(OBJECTIVE):
Starting at the top of the listing, extract every line up to and including the one with "40, 39, 40]". Pictures stay out of the copy.

-- START SOURCE MATERIAL --

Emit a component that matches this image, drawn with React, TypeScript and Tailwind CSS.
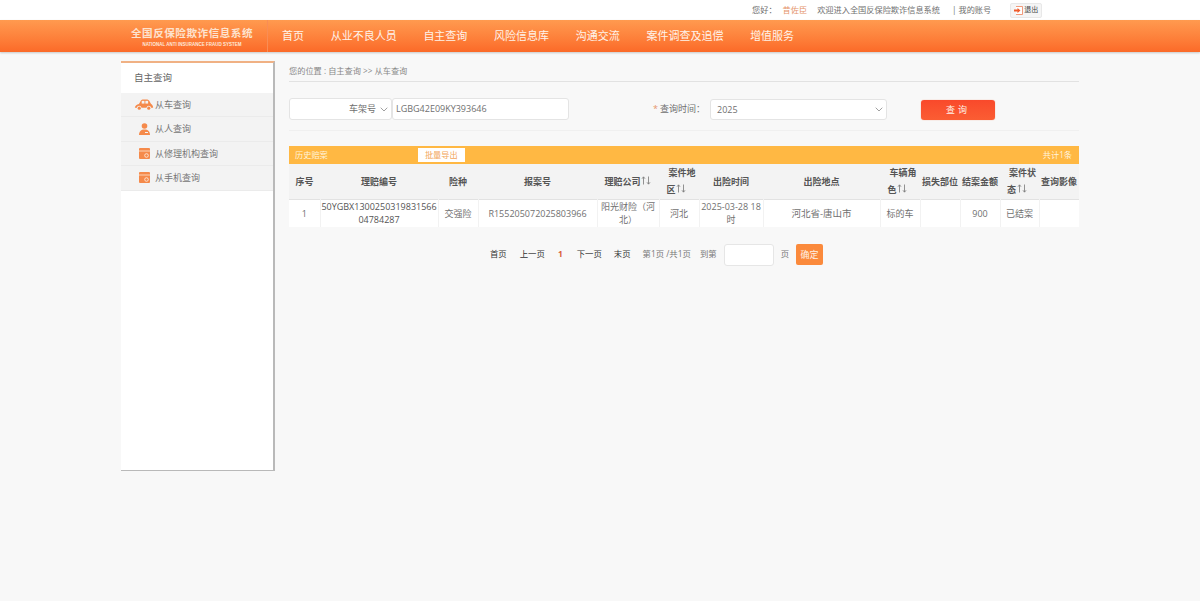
const cols = [31, 118, 40, 119, 62, 40, 64, 117, 40, 40, 40, 39, 40]

const sideItems = [
  { label: "从车查询", icon: "car" },
  { label: "从人查询", icon: "person" },
  { label: "从修理机构查询", icon: "calendar" },
  { label: "从手机查询", icon: "calendar" },
]

const navItems = ["首页", "从业不良人员", "自主查询", "风险信息库", "沟通交流", "案件调查及追偿", "增值服务"]

const headers = [
  { first: "序号" },
  { first: "理赔编号" },
  { first: "险种" },
  { first: "报案号" },
  { first: "理赔公司", sort: true },
  { first: "案件地", rest: "区", sort: true },
  { first: "出险时间" },
  { first: "出险地点" },
  { first: "车辆角", rest: "色", sort: true },
  { first: "损失部位" },
  { first: "结案金额" },
  { first: "案件状", rest: "态", sort: true },
  { first: "查询影像" },
]

const row = [
  "1",
  "50YGBX130025031983156604784287",
  "交强险",
  "R155205072025803966",
  "阳光财险（河北）",
  "河北",
  "2025-03-28 18时",
  "河北省-唐山市",
  "标的车",
  "",
  "900",
  "已结案",
  "",
]

function SideIcon({ type }: { type: string }) {
  if (type === "car") {
    return (
      <svg width="20" height="11" viewBox="0 0 20 12" className="text-[#f58a4b]">
        <path
          fill="currentColor"
          d="M0 9.500C.5 7 2 6 4.500 5.500L6.500 2C7 1 8 .5 9.500.5h3c1.500 0 2.500.5 3.200 1.500l2 3.500C19 6.200 20 7.500 20 9.500h-2.200a2.600 2.600 0 0 0-5.100 0H7.300a2.600 2.600 0 0 0-5.100 0z"
        />
        <rect x="7.500" y="2" width="3" height="3" fill="#f3f3f3" />
        <rect x="11.500" y="2" width="3" height="3" fill="#f3f3f3" />
        <circle cx="4.800" cy="10" r="1.700" fill="currentColor" />
        <circle cx="15.200" cy="10" r="1.700" fill="currentColor" />
      </svg>
    )
  }
  if (type === "person") {
    return (
      <svg width="11" height="12" viewBox="0 0 11 12" className="text-[#f58a4b]">
        <circle cx="5.500" cy="3" r="2.800" fill="currentColor" />
        <path fill="currentColor" d="M0 12c0-3.500 2-5.500 5.500-5.500S11 8.500 11 12z" />
        <rect x="6" y="9" width="3" height="1" fill="#f3f3f3" />
      </svg>
    )
  }
  return (
    <svg width="11" height="11" viewBox="0 0 11 11">
      <rect width="11" height="11" rx="1" fill="#f58a4b" />
      <rect y="2.500" width="11" height="1" fill="#fbd3b8" />
      <circle cx="7.500" cy="7.500" r="1.800" fill="none" stroke="#fde9da" strokeWidth="0.9" />
    </svg>
  )
}

function Chevron() {
  return (
    <svg width="8" height="5" viewBox="0 0 8 5" className="text-[#888]">
      <path d="M.7.7 4 4 7.300.7" fill="none" stroke="currentColor" strokeWidth="0.8" />
    </svg>
  )
}

function SortArrows() {
  return (
    <span className="inline-flex w-[11px] justify-center text-[#777]">
      <svg width="10" height="9" viewBox="0 0 10 9">
        <path d="M2.500 8.500V1M1 2.700 2.500 .8 4 2.700M7.500 .5V8M6 6.300 7.500 8.200 9 6.300" fill="none" stroke="currentColor" strokeWidth="0.8" />
      </svg>
    </span>
  )
}

export default function App() {
  return (
    <div className="h-[601px] w-[1200px] overflow-hidden bg-[#f8f8f8] font-['Open_Sans','Noto_Sans_CJK_SC',sans-serif] text-[9px] text-[#707070]">
      {/* top bar */}
      <div className="flex h-5 items-center bg-white pl-[752px] text-[8.200px]">
        <span>您好：</span>
        <span className="ml-[6px] text-[#e5946b]">昔佐臣</span>
        <span className="ml-[10px]">欢迎进入全国反保险欺诈信息系统</span>
        <span className="ml-[12px]">|</span>
        <span className="ml-[2px]">我的账号</span>
        <span className="ml-[19px] flex h-[15px] w-8 items-center justify-center gap-[1px] rounded-[2px] border border-[#e8e8e8] bg-[#f5f5f5] text-[7px] text-[#444]">
          <svg width="9" height="9" viewBox="0 0 9 9">
            <path d="M2 .5h6.500v8H2" fill="#fff" stroke="#f0825a" strokeWidth="0.8" />
            <path d="M0 3.500h3.500V2l3 2.500-3 2.500V5.500H0z" fill="#ef5b2b" />
          </svg>
          退出
        </span>
      </div>

      {/* nav */}
      <div className="flex h-8 items-center bg-gradient-to-b from-[#ff9a4f] to-[#fb6a28] shadow-[0_1px_2px_rgba(0,0,0,0.2)]">
        <div className="flex h-full w-[268px] flex-col items-center border-r border-[#f98d55] pl-[117px] pt-[7px]">
          <span className="text-[10.600px] font-bold leading-[13px] tracking-[0.5px] text-[#fde3cf]">
            全国反保险欺诈信息系统
          </span>
          <span className="mt-[2px] font-['Liberation_Sans',sans-serif] text-[4.500px] font-bold leading-[6px] text-[#fde9da]">
            NATIONAL ANTI INSURANCE FRAUD SYSTEM
          </span>
        </div>
        <div className="ml-[14px] flex gap-[26.700px] text-[11px] text-[#fff3ea]">
          {navItems.map((item) => (
            <span key={item}>{item}</span>
          ))}
        </div>
      </div>

      <div className="ml-[121px] flex pt-[9px]">
        {/* sidebar */}
        <div className="h-[410px] w-[154px] border-r-2 border-b border-t-2 border-r-[#b9b9b9] border-b-[#b9b9b9] border-t-[#f0b184] bg-white">
          <div className="flex h-[30px] items-center pl-[13px] text-[9.500px] text-[#666]">自主查询</div>
          {sideItems.map((item, idx) => (
            <div
              key={item.label}
              className="flex h-[24.400px] items-center border-b border-[#ebebeb] bg-[#f3f3f3]"
            >
              <span className="flex w-[34px] justify-end">
                <span className={idx === 0 ? "mr-[1px]" : "mr-[5px]"}>
                  <SideIcon type={item.icon} />
                </span>
              </span>
              <span className="text-[#777]">{item.label}</span>
            </div>
          ))}
        </div>

        {/* main */}
        <div className="ml-[14px] w-[790px]">
          <div className="h-[21px] border-b border-[#e2e2e2] pt-[4px] text-[8.200px] leading-[12px] text-[#888]">
            您的位置 : 自主查询 &gt;&gt; 从车查询
          </div>

          <div className="flex h-[49px] items-center border-b border-[#f0f0f0] pt-[6px]">
            <div className="flex h-[22px] w-[103px] items-center justify-end gap-[4px] rounded-[3px] border border-[#e4e4e4] bg-white pr-[3px]">
              车架号 <Chevron />
            </div>
            <div className="flex h-[22px] w-[177px] items-center rounded-[3px] border border-[#e4e4e4] bg-white pl-[3px]">
              LGBG42E09KY393646
            </div>
            <span className="ml-[84px] text-[#e5946b]">*</span>
            <span className="ml-[2px]">查询时间：</span>
            <div className="ml-[5px] mt-[1px] flex h-[21px] w-[177px] items-center justify-between rounded-[3px] border border-[#e4e4e4] bg-white pl-[6px] pr-[3px]">
              2025 <Chevron />
            </div>
            <div className="ml-[34px] mt-[1px] flex h-[20px] w-[74px] items-center justify-center rounded-[3px] bg-gradient-to-b from-[#f9492b] to-[#fb5d33] tracking-[3px] text-[#fff1e8] shadow-[0_0_1px_#f0825a]">
              查询
            </div>
          </div>

          <div className="mt-[15px] flex h-[18px] items-center justify-between bg-[#ffb843] pl-[6px] pr-[7px] text-[8.200px] text-[#fff3dd]">
            <div className="flex items-center">
              <span>历史赔案</span>
              <span className="ml-[90px] flex h-[14px] w-[47px] items-center justify-center bg-white text-[#f2a65c]">
                批量导出
              </span>
            </div>
            <span>共计1条</span>
          </div>

          <table className="w-[790px] table-fixed border-collapse">
            <colgroup>
              {cols.map((w, idx) => (
                <col key={idx} width={w} />
              ))}
            </colgroup>
            <thead>
              <tr className="h-[35px] border-b border-[#e2e2e2] bg-[#f3f3f3]">
                {headers.map((h) => (
                  <th key={h.first} className="p-0 text-center text-[9px] font-bold leading-[17px] text-[#555]">
                    {h.rest ? (
                      <span className="inline-block pl-[4px] text-left">
                        <span className="ml-[2px]">{h.first}</span>
                        <br />
                        {h.rest}
                        <SortArrows />
                      </span>
                    ) : (
                      <>
                        {h.first}
                        {h.sort && <SortArrows />}
                      </>
                    )}
                  </th>
                ))}
              </tr>
            </thead>
            <tbody>
              <tr className="h-[28px] bg-white">
                {row.map((c, idx) => (
                  <td
                    key={idx}
                    className={`break-all border-r border-[#f2f2f2] p-0 text-center leading-[13px] last:border-r-0 ${idx === 1 ? "text-[#555]" : ""} ${idx === 7 ? "text-[9.500px]" : ""}`}
                  >
                    {c}
                  </td>
                ))}
              </tr>
            </tbody>
          </table>

          {/* pagination */}
          <div className="mt-[17px] flex h-[21px] items-center pl-[201px] text-[8.400px] text-[#777]">
            <span className="text-[#333]">首页</span>
            <span className="ml-[13px] text-[#333]">上一页</span>
            <span className="ml-[13px] font-bold text-[#d9603a]">1</span>
            <span className="ml-[14px] text-[#333]">下一页</span>
            <span className="ml-[12px] text-[#333]">末页</span>
            <span className="ml-[12px]">第1页 /共1页</span>
            <span className="ml-[9px]">到第</span>
            <span className="ml-[7px] h-[22px] w-[50px] rounded-[3px] border border-[#e6e6e6] bg-white"></span>
            <span className="ml-[7px]">页</span>
            <span className="ml-[7px] flex h-[21px] w-[27px] items-center justify-center rounded-[2px] bg-[#fb8a3c] text-[9px] text-[#fff1e4]">
              确定
            </span>
          </div>
        </div>
      </div>
    </div>
  )
}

-- END SOURCE MATERIAL --

(RESULT OF THIS TASK):
Emit a component that matches this image, drawn with React, TypeScript and Tailwind CSS.
const cols = [31, 118, 40, 119, 62, 40, 64, 117, 40, 40, 40, 39, 40]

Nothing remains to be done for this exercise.